By AVA TURNQUEST
Tribune Chief Reporter
THE government plans to table legislation on its new immigration policy when the parliament resumes this week, according to Foreign Affairs Minister Fred Mitchell.
Mr Mitchell charged that the controversial policy, which began on November 1, has an 85 per cent approval rating and unanimous support from all mainstream political parties.
While he noted that it was a unique and unprecedented phenomenon, the Fox Hill MP added that his ministry was very sensitive that the widespread consensus is not abused to the detriment of the country’s international reputation.
“While we are the guardians of the country, we have the responsibility to enforce the law,” he said, “but I always talk about balance. Not to be extreme, not to go overboard, always to be sure that our country’s reputation remains that of a humane place where people are treated fairly, regardless of the fact of an infraction.
“Immigration is aware of that, that they have to enforce the law strictly without fear or favour, but there is a mandate to be humane in all of their practices.”
The Fox Hill MP was asked to brief PLP delegates on the policy changes at a special ceremony to commemorate Prime Minister Perry
Christie’s 40th anniversary as a public servant last week.
He underscored the importance of passing legislation concerning new regulations for both the Ministry of Foreign Affairs and the Department of Immigration.

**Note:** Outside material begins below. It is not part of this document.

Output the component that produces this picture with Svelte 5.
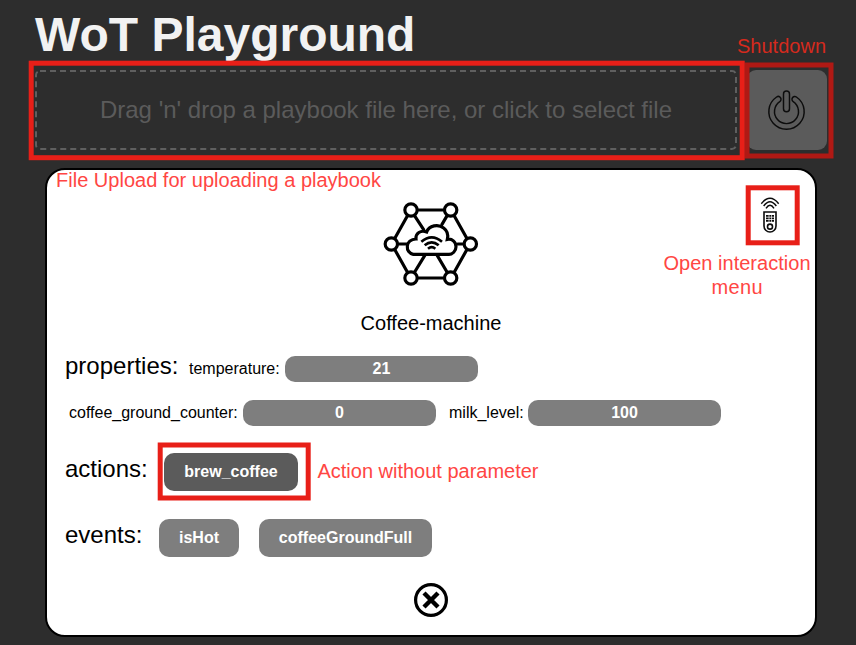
<script>
  const firstRow = [{ name: 'temperature', value: 21 }];
  const secondRow = [
    { name: 'coffee_ground_counter', value: 0 },
    { name: 'milk_level', value: 100 }
  ];
  const events = ['isHot', 'coffeeGroundFull'];
  const nodes = [[108, 60], [227, 60], [286, 162], [227, 264], [108, 264], [49, 162]];
</script>

{#snippet property(p)}
  <label class="property"><span style:width={p.name === 'temperature' ? '96px' : p.name === 'milk_level' ? '79px' : '174px'}>{p.name}:</span><b>{p.value}</b></label>
{/snippet}

<div class="page">
  <h1>WoT Playground</h1>
  <div class="toolbar">
    <div class="dropzone">
      <svg class="dashes" width="702" height="80"><rect x="1" y="1" width="700" height="78" rx="4" /></svg>
      <p>Drag 'n' drop a playbook file here, or click to select file</p>
    </div>
    <button class="power" aria-label="Shutdown">
      <svg width="40" height="42" viewBox="97.5 102 120 126" fill="none" stroke="#0c0c0c" stroke-width="4.4">
        <path d="M126.3 126A53 53 0 1 0 185.7 126A8.5 8.5 0 0 0 176.2 140.1A36 36 0 1 1 135.8 140.1A8.5 8.5 0 0 0 126.3 126Z" />
        <rect x="147" y="108" width="18" height="62" rx="9" />
      </svg>
    </button>
  </div>

  <main class="card">
    <div class="hero">
      <svg class="logo" width="115" height="105" viewBox="0 0 345 315" fill="none" stroke="#000" stroke-width="9.5" stroke-linecap="round">
        <path d="M127 60H208M238 78L275 144M275 180L238 246M208 264H127M97 246L60 180M60 144L97 78M120 79L146 119M215 79L201 103M68 162H94M248 162H267M119 246L149 197M216 246L187 197" />
        <path fill="#fff" d="M115 193A22 22 0 0 1 97 169C97 157 108 147 123 147C121 130 137 119 155 126C162 106 190 101 206 114C218 123 220 136 217 148C231 145 243 156 243 170C243 184 232 193 222 193Z" />
        {#each nodes as [cx, cy]}
          <circle {cx} {cy} r="18.5" fill="#fff" />
        {/each}
        <path stroke-linecap="butt" stroke-width="8" d="M139 155Q170 129 201 155M149 166Q170 148 191 166M159 176Q170 167 181 176" />
      </svg>
      <button class="remote" aria-label="Open interaction menu">
        <svg width="24" height="38" viewBox="324 108 72 114" fill="none" stroke="#0c0c0c" stroke-width="4.8">
          <path d="M334 131Q360 99 386 131M341 138Q360 112 379 138M348 145Q360 127 372 145" stroke-width="4.4" />
          <path d="M342 156H378V198A18 18 0 0 1 342 198Z" />
          <circle cx="360" cy="200" r="7.5" />
          <path d="M348 167.5H356M358 167.5H363M365 167.5H372M348 175H356M358 175H363M365 175H372M348 182.5H356M358 182.5H363M365 182.5H372" />
        </svg>
      </button>
    </div>
    <h2>Coffee-machine</h2>

    <div class="row first">
      <h3 class="wide">properties:</h3>
      {#each firstRow as p}{@render property(p)}{/each}
    </div>
    <div class="row second">
      {#each secondRow as p}{@render property(p)}{/each}
    </div>
    <div class="row actions">
      <h3>actions:</h3>
      <button class="pill action">brew_coffee</button>
    </div>
    <div class="row events">
      <h3>events:</h3>
      {#each events as e, i}
        <button class="pill" style:width={i ? '173px' : '80px'}>{e}</button>
      {/each}
    </div>
    <button class="close" aria-label="Close">
      <svg width="36" height="36" viewBox="0 0 36 36" fill="none" stroke="#000">
        <circle cx="18" cy="18" r="15.4" stroke-width="3.2" />
        <path d="M11 11L25 25M25 11L11 25" stroke-width="4.4" />
      </svg>
    </button>
  </main>

  <!-- Callout layer over the application -->
  <svg class="callouts" width="856" height="645" aria-hidden="true">
    <g fill="none" stroke="#e81f18" stroke-width="5">
      <rect x="747" y="65" width="84" height="91" stroke="#b01914" />
      <rect x="31.2" y="63.2" width="711" height="94.5" />
      <rect x="748.2" y="187.8" width="49" height="55" />
      <rect x="160.2" y="445" width="148" height="53" />
    </g>
    <g fill="#ff4643">
      <text x="737" y="52.5" fill="#d52a1d" textLength="89">Shutdown</text>
      <text x="56" y="186.5" textLength="325">File Upload for uploading a playbook</text>
      <text x="663.5" y="270" textLength="147">Open interaction</text>
      <text x="711.5" y="294" textLength="51">menu</text>
      <text x="317.5" y="477.5" textLength="221">Action without parameter</text>
    </g>
  </svg>
</div>

<style>
  :global(body) { margin: 0; background: #2d2d2d; }
  .page {
    position: relative;
    box-sizing: border-box;
    width: 856px;
    height: 645px;
    overflow: hidden;
    background: #2d2d2d;
    font: 16px/26px "Liberation Sans", Arial, sans-serif;
    color: #000;
  }
  h1, h2, h3, p { margin: 0; font-weight: 400; }
  button { border: 0; padding: 0; font: inherit; background: none; }
  svg { display: block; }
  h1 {
    height: 70px;
    padding-left: 35px;
    box-sizing: border-box;
    font-size: 48px;
    font-weight: 700;
    line-height: 70px;
    color: #f2f2f2;
  }
  .toolbar { display: flex; gap: 10px; padding-left: 35px; height: 80px; }
  .dropzone { width: 702px; height: 80px; display: grid; }
  .dropzone > * { grid-area: 1 / 1; }
  .dashes rect { fill: none; stroke: #5f5f5f; stroke-width: 2; stroke-dasharray: 6 4; }
  .dropzone p {
    font-size: 24px;
    line-height: 80px;
    text-align: center;
    color: #5b5b5b;
    white-space: nowrap;
  }
  .power {
    width: 80px;
    height: 80px;
    border-radius: 9px;
    background: #5b5b5b;
    display: flex;
    align-items: center;
    justify-content: center;
  }
  .card {
    box-sizing: border-box;
    width: 772px;
    height: 469px;
    margin: 18px 0 0 45px;
    border: 2px solid #000;
    border-radius: 20px;
    background: #fff;
    padding: 20px 18px 0;
    display: flex;
    flex-direction: column;
  }
  .hero { height: 105px; display: flex; align-items: flex-start; }
  .logo { margin-left: 310px; }
  .remote { margin: 6px 0 0 268px; }
  h2 { margin-top: 15px; font-size: 20px; line-height: 26px; text-align: center; }
  .row { display: flex; align-items: center; }
  h3 { font-size: 24px; line-height: 26px; width: 94px; margin-bottom: 6px; }
  h3.wide { width: 124px; }
  .first { margin-top: 20px; height: 26px; }
  .second { margin-top: 18px; height: 26px; padding-left: 4px; gap: 13px; }
  .property { display: flex; }
  .property b {
    width: 193px;
    height: 26px;
    border-radius: 10px;
    background: #7e7e7e;
    color: #fff;
    text-align: center;
  }
  .actions { margin-top: 27px; height: 38px; }
  .events { margin-top: 28px; height: 38px; gap: 20px; }
  .events h3 { width: 74px; }
  .pill {
    height: 38px;
    border-radius: 10px;
    background: #7e7e7e;
    color: #fff;
    font-weight: 700;
    line-height: 38px;
  }
  .action { width: 134px; margin-left: 5px; background: #5b5b5b; }
  .close { align-self: center; margin-top: 25px; }
  .callouts {
    position: absolute;
    inset: 0;
    pointer-events: none;
    font-size: 20px;
  }
</style>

“We have ourselves in the unique position of having an 85 per cent approval rating of this policy, which I think is unprecedented,” he said, “and we have the unanimous support of all of the political parties, the Progressive Liberal Party, the FNM and the DNA all support the policy.
“That is a unique position, one which we could not even accomplish with regard to the right to vote for women, but for immigration we appear all to be united. We are very sensitive to when you have a consensus of this nature, we are very sensitive to not abusing such a consensus. We are dealing with human beings.”

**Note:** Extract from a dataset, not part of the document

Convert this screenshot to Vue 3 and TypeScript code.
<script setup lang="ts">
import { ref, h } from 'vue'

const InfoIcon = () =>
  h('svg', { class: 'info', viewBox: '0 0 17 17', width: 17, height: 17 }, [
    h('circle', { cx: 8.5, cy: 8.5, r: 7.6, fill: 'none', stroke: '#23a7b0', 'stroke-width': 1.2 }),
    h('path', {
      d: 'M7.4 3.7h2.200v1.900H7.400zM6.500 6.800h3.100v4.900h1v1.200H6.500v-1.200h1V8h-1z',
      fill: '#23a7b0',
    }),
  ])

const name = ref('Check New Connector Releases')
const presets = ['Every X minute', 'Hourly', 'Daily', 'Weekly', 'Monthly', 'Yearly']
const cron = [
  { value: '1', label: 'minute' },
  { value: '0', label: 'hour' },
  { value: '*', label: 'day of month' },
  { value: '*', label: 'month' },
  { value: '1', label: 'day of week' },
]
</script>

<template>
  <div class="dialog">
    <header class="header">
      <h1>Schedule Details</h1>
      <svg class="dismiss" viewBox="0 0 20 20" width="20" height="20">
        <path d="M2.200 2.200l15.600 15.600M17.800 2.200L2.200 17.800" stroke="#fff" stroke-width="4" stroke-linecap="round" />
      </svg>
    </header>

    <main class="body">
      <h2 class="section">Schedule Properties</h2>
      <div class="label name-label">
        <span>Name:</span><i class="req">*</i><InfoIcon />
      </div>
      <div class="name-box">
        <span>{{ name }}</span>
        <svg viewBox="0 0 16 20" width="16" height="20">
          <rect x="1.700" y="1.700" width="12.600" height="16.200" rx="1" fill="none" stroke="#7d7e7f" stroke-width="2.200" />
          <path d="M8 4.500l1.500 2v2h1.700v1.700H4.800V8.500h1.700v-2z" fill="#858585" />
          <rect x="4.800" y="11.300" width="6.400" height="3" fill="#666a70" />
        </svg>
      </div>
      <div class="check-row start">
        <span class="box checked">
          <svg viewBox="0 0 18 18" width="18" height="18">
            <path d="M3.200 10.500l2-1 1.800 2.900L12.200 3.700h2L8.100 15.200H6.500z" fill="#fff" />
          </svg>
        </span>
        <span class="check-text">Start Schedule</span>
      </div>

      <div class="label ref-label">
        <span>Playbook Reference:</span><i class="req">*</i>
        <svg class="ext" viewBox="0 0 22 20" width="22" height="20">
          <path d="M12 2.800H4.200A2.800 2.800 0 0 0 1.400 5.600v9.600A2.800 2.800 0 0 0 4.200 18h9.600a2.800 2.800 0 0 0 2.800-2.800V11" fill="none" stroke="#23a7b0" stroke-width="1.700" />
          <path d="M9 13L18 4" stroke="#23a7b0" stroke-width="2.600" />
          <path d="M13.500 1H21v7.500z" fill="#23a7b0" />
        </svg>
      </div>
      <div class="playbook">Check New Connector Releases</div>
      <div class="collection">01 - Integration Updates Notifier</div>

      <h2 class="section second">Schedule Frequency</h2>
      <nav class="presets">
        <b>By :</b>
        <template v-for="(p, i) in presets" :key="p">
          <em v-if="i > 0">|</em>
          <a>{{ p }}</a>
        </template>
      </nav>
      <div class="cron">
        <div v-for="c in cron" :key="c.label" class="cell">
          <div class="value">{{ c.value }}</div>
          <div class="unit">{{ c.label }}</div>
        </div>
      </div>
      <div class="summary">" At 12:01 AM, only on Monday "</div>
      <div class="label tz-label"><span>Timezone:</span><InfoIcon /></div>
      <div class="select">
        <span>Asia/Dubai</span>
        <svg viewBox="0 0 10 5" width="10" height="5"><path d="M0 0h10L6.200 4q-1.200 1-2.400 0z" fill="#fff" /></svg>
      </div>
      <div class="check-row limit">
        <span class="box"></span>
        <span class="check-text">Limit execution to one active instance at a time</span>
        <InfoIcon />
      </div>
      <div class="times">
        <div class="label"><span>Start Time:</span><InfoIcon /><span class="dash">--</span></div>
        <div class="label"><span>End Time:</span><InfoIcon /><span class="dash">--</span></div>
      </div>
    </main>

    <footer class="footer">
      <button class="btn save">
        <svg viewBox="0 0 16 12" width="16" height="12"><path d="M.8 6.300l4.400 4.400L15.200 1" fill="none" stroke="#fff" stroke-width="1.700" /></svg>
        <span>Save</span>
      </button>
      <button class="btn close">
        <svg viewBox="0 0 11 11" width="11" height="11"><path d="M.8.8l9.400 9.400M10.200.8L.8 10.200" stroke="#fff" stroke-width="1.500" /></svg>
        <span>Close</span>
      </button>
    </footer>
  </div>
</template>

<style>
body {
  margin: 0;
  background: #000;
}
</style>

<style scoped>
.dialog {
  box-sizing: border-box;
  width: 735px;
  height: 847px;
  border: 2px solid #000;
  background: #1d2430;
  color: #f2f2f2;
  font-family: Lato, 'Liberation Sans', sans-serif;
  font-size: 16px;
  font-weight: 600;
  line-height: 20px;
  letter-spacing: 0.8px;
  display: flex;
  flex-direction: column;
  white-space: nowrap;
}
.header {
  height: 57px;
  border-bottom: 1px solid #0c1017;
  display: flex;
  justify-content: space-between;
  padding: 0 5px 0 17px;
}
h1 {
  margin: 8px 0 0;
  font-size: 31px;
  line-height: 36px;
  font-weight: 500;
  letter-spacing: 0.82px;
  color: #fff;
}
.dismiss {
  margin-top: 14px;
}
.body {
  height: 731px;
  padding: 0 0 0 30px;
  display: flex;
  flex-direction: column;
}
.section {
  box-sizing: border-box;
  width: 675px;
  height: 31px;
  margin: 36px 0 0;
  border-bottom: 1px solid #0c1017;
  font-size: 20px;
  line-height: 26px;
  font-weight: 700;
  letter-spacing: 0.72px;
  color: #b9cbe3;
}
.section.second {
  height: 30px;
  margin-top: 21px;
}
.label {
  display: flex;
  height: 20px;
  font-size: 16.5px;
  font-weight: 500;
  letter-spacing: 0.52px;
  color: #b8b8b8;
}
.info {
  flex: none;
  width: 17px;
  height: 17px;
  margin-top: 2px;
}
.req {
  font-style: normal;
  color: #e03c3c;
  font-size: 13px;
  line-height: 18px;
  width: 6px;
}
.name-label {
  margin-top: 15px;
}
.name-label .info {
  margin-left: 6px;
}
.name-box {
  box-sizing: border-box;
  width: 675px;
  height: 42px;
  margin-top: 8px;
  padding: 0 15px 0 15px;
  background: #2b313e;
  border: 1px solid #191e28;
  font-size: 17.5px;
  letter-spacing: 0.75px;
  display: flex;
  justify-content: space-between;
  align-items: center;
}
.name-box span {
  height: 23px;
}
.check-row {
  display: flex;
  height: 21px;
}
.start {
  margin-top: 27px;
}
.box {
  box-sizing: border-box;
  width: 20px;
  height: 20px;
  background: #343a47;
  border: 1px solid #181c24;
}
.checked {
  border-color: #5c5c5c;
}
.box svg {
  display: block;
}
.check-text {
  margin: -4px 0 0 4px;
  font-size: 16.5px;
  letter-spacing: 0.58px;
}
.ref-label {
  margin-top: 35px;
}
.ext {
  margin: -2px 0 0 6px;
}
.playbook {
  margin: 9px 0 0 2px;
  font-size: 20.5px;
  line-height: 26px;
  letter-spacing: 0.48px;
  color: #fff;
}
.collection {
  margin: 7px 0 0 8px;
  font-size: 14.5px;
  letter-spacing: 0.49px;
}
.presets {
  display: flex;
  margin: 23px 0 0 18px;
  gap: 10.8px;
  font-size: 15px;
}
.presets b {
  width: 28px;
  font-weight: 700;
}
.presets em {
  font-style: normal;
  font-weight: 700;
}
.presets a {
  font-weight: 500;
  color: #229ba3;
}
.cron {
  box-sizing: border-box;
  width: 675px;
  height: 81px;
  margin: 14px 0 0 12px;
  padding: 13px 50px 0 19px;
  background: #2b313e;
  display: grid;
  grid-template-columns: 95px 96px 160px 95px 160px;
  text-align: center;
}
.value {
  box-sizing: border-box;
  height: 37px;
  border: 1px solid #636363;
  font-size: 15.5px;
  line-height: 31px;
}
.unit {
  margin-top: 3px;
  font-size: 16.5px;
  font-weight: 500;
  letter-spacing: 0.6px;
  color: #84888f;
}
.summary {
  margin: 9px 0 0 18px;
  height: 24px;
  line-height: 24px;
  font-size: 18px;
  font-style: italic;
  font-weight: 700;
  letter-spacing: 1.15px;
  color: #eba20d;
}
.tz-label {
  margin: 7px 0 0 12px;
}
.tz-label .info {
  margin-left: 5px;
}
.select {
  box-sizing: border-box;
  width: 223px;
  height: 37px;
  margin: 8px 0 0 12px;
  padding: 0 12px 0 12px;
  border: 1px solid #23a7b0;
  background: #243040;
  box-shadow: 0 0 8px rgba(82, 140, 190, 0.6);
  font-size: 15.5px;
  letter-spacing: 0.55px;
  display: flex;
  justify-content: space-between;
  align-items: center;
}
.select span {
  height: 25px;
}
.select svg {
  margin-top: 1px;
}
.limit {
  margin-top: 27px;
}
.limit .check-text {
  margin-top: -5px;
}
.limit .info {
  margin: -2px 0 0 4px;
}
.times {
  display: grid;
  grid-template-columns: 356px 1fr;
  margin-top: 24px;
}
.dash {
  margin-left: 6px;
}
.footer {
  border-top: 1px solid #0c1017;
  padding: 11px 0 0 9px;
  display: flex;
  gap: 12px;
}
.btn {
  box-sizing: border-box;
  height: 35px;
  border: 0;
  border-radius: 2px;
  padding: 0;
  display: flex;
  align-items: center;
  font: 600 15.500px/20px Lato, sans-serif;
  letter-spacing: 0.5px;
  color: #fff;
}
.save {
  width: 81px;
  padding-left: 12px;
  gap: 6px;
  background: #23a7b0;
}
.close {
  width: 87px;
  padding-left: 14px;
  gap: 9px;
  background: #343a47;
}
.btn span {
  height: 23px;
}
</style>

The new measures were announced in the House of Assembly on September 17, and have been criticised by several international human rights groups.
Mr Mitchell confirmed that there have been no reports of abuse concerning the conduct of immigration officers and congratulated officers on their professionalism. He said the government was considering the use of a separate facility to house detainees with children, adding that the current provision is to prioritise their deportation.
During an interview with The Tribune last month, Haitian Foreign Minister Duly Brutus said the Haitian government did not have the capacity to meet the demands for passports and stressed the need for governmental meetings over the impact of the new policy.
At the PLP headquarters on Friday, Mr Mitchell explained that Haitian president Michel Martelly confirmed that Haiti would be able to handle the demand for passports when he was informed of the policy during a visit to Nassau in July.
He added that Mr Brutus provided similar assurances when they spoke on the sidelines of the United Nations’ General Assembly in September.
Mr Mitchell said: “That’s a technical issue for them (Haiti). The point is everyone in this country (Bahamas) should have a passport of their nationality and so that is the requirement as of November 1. Immigration has a job to do, it is a policing job, it is not a very pleasant thing. It’s a blunt instrument but they are trained in the application of policies which are consistent with the constitution and they have a mandate to be humane in the application of the policies, and everyone is taught that.”
Mr Mitchell maintained that the new policy was not an attempt to target or single out a national group, but a national security measure focused on ensuring that all who live and work in the Bahamas were documented.
He added that all nationalities help to build the country.